§ AIM
List each line of the data that holds the word "styles".

§ AVAILABLE DATA

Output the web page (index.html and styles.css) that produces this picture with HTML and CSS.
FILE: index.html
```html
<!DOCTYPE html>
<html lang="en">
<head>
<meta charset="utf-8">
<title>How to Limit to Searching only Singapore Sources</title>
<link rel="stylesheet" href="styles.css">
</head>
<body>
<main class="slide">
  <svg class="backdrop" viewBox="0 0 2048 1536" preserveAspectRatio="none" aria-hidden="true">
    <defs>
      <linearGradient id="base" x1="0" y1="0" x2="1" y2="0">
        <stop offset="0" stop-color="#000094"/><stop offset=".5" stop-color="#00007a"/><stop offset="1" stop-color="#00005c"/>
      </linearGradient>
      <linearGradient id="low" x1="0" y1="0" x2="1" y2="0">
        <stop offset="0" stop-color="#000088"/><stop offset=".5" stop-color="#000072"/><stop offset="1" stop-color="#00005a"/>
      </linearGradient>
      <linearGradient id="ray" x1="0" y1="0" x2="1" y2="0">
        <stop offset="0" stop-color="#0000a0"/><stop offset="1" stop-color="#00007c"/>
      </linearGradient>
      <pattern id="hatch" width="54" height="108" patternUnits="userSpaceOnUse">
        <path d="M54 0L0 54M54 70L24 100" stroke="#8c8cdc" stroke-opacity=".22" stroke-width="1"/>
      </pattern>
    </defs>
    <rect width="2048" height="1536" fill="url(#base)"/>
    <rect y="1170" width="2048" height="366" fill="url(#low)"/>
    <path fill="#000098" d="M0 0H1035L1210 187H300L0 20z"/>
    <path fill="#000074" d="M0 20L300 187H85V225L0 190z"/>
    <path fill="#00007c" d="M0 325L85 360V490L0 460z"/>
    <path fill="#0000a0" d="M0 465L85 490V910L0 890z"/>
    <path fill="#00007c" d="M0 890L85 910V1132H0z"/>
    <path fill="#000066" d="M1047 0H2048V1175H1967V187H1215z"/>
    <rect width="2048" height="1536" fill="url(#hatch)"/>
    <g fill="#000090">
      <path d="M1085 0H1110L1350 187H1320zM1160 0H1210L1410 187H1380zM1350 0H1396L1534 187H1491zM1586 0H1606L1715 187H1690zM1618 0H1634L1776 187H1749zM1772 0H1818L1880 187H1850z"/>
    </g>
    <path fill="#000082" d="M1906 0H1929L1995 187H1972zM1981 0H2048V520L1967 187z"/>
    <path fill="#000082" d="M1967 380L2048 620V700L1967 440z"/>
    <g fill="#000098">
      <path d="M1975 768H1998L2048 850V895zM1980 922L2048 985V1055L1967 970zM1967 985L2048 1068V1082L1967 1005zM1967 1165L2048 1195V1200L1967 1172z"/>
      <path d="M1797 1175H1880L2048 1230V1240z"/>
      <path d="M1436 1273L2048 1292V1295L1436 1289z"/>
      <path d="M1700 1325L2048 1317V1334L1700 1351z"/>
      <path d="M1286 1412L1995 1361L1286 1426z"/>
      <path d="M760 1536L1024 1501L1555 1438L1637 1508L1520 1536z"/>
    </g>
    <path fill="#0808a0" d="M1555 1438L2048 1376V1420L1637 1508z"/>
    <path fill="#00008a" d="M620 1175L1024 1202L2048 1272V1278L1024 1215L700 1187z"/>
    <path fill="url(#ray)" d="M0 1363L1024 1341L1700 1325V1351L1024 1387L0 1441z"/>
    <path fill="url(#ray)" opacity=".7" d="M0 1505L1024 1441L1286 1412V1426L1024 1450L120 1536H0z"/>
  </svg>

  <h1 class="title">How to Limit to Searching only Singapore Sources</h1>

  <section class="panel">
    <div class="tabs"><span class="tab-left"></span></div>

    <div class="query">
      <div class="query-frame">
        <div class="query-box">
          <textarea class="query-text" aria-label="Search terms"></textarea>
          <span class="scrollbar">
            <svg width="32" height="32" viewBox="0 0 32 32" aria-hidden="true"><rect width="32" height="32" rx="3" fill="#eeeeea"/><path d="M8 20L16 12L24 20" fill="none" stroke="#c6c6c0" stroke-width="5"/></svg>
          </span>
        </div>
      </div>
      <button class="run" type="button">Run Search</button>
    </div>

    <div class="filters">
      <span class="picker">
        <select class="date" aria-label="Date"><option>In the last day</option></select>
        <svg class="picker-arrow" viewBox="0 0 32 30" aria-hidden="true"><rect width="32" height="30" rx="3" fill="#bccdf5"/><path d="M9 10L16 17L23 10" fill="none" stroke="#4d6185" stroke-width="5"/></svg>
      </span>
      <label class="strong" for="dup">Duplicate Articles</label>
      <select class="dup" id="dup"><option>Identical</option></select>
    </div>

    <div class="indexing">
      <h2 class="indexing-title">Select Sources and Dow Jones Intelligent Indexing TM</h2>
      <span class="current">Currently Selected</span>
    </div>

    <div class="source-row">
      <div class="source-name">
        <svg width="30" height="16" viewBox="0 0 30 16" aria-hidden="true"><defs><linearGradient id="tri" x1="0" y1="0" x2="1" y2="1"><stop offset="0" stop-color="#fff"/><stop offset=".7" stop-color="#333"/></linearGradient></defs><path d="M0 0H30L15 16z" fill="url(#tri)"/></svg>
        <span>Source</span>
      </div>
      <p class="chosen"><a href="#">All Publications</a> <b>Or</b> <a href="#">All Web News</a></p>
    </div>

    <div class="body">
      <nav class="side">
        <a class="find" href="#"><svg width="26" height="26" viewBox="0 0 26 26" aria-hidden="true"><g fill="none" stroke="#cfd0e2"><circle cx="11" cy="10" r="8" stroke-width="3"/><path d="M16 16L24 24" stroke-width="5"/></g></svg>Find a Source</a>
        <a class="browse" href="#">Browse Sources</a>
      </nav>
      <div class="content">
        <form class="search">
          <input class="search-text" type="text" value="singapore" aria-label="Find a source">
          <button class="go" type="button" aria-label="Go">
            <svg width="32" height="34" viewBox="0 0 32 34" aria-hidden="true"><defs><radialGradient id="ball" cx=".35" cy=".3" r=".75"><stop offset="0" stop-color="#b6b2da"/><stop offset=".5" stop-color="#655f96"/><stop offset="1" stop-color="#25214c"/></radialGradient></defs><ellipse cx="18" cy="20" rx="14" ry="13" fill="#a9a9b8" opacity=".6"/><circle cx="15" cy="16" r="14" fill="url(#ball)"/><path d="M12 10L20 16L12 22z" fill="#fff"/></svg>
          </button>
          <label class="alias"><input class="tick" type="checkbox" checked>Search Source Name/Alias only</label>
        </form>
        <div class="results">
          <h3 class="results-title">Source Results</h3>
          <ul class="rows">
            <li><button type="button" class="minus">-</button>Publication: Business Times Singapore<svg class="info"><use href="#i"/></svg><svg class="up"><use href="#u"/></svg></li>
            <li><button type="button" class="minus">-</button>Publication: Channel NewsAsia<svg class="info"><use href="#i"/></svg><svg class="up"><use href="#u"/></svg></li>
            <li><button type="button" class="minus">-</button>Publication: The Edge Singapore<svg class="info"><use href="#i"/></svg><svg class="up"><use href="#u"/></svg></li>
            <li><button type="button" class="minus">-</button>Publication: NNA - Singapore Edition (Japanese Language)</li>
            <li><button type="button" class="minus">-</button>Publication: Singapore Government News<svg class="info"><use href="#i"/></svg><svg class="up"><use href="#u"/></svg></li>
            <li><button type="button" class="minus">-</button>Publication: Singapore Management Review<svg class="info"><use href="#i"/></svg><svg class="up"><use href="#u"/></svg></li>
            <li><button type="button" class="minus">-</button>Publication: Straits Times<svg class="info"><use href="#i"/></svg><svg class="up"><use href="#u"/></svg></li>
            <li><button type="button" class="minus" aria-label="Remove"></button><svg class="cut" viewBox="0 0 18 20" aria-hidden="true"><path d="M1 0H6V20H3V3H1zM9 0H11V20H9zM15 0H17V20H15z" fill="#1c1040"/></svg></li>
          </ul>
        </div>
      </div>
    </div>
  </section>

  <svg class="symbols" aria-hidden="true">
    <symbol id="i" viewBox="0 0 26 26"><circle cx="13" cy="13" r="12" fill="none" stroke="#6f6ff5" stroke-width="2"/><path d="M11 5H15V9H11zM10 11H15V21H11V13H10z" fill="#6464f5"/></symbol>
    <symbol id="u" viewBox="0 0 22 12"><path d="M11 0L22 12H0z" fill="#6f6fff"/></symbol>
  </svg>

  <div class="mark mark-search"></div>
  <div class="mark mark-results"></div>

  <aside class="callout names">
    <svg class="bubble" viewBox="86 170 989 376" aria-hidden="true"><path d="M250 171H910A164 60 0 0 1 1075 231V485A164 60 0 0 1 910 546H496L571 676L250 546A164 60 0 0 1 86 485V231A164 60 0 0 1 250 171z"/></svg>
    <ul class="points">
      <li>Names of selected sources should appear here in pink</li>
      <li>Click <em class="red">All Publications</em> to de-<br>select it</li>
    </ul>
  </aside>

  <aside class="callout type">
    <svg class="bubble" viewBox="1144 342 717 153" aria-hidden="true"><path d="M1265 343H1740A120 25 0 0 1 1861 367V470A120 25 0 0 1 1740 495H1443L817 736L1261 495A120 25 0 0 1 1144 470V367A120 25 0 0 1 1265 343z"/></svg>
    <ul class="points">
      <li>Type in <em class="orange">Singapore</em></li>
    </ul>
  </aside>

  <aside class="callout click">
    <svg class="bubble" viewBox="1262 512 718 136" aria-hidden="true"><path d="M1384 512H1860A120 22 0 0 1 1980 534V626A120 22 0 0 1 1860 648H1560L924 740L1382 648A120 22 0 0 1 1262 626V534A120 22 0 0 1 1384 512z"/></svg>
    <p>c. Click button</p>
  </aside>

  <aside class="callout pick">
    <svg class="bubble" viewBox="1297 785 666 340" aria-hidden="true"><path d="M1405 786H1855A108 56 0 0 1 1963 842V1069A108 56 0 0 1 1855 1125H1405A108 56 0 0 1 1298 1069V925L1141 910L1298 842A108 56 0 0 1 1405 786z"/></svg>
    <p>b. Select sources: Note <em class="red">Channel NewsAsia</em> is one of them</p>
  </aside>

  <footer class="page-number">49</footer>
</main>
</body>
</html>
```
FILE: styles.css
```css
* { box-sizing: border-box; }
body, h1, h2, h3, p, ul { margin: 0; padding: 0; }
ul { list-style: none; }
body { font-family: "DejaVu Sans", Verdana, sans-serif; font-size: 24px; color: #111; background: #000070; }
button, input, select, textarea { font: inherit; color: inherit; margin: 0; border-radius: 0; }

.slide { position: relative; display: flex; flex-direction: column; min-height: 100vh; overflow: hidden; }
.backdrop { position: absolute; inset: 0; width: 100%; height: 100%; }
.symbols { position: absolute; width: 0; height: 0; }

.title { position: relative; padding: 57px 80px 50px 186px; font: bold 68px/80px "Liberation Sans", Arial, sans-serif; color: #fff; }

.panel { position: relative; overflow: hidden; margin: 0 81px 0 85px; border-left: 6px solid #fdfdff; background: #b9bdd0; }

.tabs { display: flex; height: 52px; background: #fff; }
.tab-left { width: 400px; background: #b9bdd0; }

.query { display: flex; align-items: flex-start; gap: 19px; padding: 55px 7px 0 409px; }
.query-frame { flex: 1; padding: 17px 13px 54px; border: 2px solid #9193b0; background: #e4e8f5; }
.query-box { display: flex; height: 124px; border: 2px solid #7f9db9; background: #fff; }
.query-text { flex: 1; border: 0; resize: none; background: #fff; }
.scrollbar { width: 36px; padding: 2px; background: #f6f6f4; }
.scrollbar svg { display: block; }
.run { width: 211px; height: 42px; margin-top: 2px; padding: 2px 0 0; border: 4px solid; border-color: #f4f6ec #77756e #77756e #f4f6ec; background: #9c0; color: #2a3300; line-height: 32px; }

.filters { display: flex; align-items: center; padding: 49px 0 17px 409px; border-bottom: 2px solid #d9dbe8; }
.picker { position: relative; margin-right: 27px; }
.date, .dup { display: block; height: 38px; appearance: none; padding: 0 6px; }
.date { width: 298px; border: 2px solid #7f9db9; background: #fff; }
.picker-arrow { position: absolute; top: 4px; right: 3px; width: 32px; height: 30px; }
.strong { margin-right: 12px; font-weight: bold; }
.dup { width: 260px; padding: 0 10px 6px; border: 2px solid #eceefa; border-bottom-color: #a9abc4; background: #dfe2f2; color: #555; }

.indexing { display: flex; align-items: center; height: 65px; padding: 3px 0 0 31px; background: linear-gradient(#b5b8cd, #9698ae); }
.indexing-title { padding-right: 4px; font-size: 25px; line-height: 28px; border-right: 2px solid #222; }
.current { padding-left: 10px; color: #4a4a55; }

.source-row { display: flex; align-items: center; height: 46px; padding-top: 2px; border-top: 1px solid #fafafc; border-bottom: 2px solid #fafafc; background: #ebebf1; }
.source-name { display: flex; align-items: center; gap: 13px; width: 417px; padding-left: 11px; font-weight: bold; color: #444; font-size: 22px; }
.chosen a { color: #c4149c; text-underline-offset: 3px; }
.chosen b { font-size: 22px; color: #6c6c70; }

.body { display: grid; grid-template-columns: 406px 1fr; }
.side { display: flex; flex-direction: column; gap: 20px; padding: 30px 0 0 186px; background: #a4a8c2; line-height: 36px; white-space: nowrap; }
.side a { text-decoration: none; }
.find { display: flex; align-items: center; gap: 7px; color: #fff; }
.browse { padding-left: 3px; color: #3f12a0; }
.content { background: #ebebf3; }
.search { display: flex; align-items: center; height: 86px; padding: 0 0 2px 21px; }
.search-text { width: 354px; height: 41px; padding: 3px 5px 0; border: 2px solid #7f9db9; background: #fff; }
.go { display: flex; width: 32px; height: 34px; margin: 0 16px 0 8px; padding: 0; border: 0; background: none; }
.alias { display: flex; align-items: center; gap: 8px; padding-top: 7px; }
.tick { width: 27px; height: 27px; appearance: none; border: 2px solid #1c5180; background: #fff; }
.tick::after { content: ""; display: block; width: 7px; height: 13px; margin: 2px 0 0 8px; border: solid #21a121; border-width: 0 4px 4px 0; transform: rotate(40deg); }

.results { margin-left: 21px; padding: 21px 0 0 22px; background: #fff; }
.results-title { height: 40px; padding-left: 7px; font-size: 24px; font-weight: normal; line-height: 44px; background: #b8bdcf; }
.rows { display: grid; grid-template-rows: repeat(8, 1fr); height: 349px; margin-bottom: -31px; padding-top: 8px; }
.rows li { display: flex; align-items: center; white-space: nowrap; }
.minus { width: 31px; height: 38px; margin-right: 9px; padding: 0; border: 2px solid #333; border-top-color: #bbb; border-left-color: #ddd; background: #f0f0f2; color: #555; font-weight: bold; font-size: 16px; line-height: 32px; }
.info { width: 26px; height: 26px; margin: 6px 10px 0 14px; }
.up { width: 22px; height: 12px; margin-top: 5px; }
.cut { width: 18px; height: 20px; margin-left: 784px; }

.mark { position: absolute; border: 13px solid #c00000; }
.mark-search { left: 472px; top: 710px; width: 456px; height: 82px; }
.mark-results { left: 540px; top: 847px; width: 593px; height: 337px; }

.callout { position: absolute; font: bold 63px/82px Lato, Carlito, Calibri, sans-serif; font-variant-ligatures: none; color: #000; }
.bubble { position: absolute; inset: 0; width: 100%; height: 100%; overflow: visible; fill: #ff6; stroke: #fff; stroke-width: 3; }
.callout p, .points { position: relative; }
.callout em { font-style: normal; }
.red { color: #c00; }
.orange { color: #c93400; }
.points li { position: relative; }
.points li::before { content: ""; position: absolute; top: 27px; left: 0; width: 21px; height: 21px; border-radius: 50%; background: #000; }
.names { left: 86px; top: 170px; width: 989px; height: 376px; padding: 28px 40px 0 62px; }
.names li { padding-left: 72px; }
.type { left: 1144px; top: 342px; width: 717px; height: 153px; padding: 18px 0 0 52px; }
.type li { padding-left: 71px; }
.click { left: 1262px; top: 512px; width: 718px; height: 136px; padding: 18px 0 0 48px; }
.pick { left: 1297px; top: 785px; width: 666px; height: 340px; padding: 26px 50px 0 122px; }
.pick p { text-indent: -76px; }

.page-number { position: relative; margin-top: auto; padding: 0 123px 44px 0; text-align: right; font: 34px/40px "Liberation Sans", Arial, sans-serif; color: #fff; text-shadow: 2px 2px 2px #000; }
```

§ THE RESULT
Output the web page (index.html and styles.css) that produces this picture with HTML and CSS.
<link rel="stylesheet" href="styles.css">
FILE: styles.css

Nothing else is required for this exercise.